Restate, word for word, every line of the data.

####

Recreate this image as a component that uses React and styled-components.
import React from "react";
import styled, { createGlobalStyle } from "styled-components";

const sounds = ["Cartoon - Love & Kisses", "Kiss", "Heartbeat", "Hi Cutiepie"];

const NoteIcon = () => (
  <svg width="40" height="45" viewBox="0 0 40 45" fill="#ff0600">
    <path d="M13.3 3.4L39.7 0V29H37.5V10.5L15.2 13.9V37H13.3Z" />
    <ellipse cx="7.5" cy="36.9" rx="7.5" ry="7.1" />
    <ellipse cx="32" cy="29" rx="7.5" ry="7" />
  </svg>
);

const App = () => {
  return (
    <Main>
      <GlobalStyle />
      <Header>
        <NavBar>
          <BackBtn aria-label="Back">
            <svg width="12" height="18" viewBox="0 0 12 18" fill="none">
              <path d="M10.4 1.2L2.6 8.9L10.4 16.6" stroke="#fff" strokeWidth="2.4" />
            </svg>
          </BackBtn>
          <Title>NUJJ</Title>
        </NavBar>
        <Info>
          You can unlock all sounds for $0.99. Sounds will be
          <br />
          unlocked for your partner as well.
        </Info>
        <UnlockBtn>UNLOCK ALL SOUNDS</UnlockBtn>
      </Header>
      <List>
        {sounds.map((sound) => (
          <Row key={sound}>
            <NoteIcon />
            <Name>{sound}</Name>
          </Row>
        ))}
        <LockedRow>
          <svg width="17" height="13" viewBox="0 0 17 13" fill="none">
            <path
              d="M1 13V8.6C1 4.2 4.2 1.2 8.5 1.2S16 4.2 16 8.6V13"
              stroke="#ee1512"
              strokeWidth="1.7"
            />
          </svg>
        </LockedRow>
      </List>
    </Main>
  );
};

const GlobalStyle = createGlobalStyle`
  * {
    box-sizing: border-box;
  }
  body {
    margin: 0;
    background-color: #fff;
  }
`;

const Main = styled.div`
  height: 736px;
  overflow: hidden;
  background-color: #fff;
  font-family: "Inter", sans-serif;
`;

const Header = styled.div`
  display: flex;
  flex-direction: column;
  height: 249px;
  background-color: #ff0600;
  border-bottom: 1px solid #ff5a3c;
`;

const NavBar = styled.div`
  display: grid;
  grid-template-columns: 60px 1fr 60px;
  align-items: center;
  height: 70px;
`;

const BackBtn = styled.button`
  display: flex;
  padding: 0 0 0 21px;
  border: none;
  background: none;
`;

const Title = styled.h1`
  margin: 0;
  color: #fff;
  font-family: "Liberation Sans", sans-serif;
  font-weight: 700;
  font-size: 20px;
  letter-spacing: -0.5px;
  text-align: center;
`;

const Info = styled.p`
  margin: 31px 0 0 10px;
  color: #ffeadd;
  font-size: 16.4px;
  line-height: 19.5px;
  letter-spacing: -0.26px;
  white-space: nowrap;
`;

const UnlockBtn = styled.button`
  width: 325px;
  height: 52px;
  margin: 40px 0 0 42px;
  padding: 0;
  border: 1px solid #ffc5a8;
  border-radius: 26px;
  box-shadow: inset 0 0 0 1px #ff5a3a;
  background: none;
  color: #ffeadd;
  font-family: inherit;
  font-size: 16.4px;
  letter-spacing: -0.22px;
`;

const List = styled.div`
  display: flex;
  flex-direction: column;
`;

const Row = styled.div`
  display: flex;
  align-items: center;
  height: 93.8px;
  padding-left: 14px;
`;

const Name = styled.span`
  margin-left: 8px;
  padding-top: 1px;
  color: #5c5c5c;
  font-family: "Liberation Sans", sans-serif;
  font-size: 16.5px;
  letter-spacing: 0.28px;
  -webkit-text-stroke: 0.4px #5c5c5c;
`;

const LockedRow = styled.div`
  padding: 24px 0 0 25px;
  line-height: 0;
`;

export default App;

####

== Problem solution ==
Recreate this image as a component that uses React and styled-components.
import React from "react";
import styled, { createGlobalStyle } from "styled-components";

const sounds = ["Cartoon - Love & Kisses", "Kiss", "Heartbeat", "Hi Cutiepie"];

const NoteIcon = () => (
  <svg width="40" height="45" viewBox="0 0 40 45" fill="#ff0600">
    <path d="M13.3 3.4L39.7 0V29H37.5V10.5L15.2 13.9V37H13.3Z" />
    <ellipse cx="7.5" cy="36.9" rx="7.5" ry="7.1" />
    <ellipse cx="32" cy="29" rx="7.5" ry="7" />
  </svg>
);

const App = () => {
  return (
    <Main>
      <GlobalStyle />
      <Header>
        <NavBar>
          <BackBtn aria-label="Back">
            <svg width="12" height="18" viewBox="0 0 12 18" fill="none">
              <path d="M10.4 1.2L2.6 8.9L10.4 16.6" stroke="#fff" strokeWidth="2.4" />
            </svg>
          </BackBtn>
          <Title>NUJJ</Title>
        </NavBar>
        <Info>
          You can unlock all sounds for $0.99. Sounds will be
          <br />
          unlocked for your partner as well.
        </Info>
        <UnlockBtn>UNLOCK ALL SOUNDS</UnlockBtn>
      </Header>
      <List>
        {sounds.map((sound) => (
          <Row key={sound}>
            <NoteIcon />
            <Name>{sound}</Name>
          </Row>
        ))}
        <LockedRow>
          <svg width="17" height="13" viewBox="0 0 17 13" fill="none">
            <path
              d="M1 13V8.6C1 4.2 4.2 1.2 8.5 1.2S16 4.2 16 8.6V13"
              stroke="#ee1512"
              strokeWidth="1.7"
            />
          </svg>
        </LockedRow>
      </List>
    </Main>
  );
};

const GlobalStyle = createGlobalStyle`
  * {
    box-sizing: border-box;
  }
  body {
    margin: 0;
    background-color: #fff;
  }
`;

const Main = styled.div`
  height: 736px;
  overflow: hidden;
  background-color: #fff;
  font-family: "Inter", sans-serif;
`;

const Header = styled.div`
  display: flex;
  flex-direction: column;
  height: 249px;
  background-color: #ff0600;
  border-bottom: 1px solid #ff5a3c;
`;

const NavBar = styled.div`
  display: grid;
  grid-template-columns: 60px 1fr 60px;
  align-items: center;
  height: 70px;
`;

const BackBtn = styled.button`
  display: flex;
  padding: 0 0 0 21px;
  border: none;
  background: none;
`;

const Title = styled.h1`
  margin: 0;
  color: #fff;
  font-family: "Liberation Sans", sans-serif;
  font-weight: 700;
  font-size: 20px;
  letter-spacing: -0.5px;
  text-align: center;
`;

const Info = styled.p`
  margin: 31px 0 0 10px;
  color: #ffeadd;
  font-size: 16.4px;
  line-height: 19.5px;
  letter-spacing: -0.26px;
  white-space: nowrap;
`;

const UnlockBtn = styled.button`
  width: 325px;
  height: 52px;
  margin: 40px 0 0 42px;
  padding: 0;
  border: 1px solid #ffc5a8;
  border-radius: 26px;
  box-shadow: inset 0 0 0 1px #ff5a3a;
  background: none;
  color: #ffeadd;
  font-family: inherit;
  font-size: 16.4px;
  letter-spacing: -0.22px;
`;

const List = styled.div`
  display: flex;
  flex-direction: column;
`;

const Row = styled.div`
  display: flex;
  align-items: center;
  height: 93.8px;
  padding-left: 14px;
`;

const Name = styled.span`
  margin-left: 8px;
  padding-top: 1px;
  color: #5c5c5c;
  font-family: "Liberation Sans", sans-serif;
  font-size: 16.5px;
  letter-spacing: 0.28px;
  -webkit-text-stroke: 0.4px #5c5c5c;
`;

const LockedRow = styled.div`
  padding: 24px 0 0 25px;
  line-height: 0;
`;

export default App;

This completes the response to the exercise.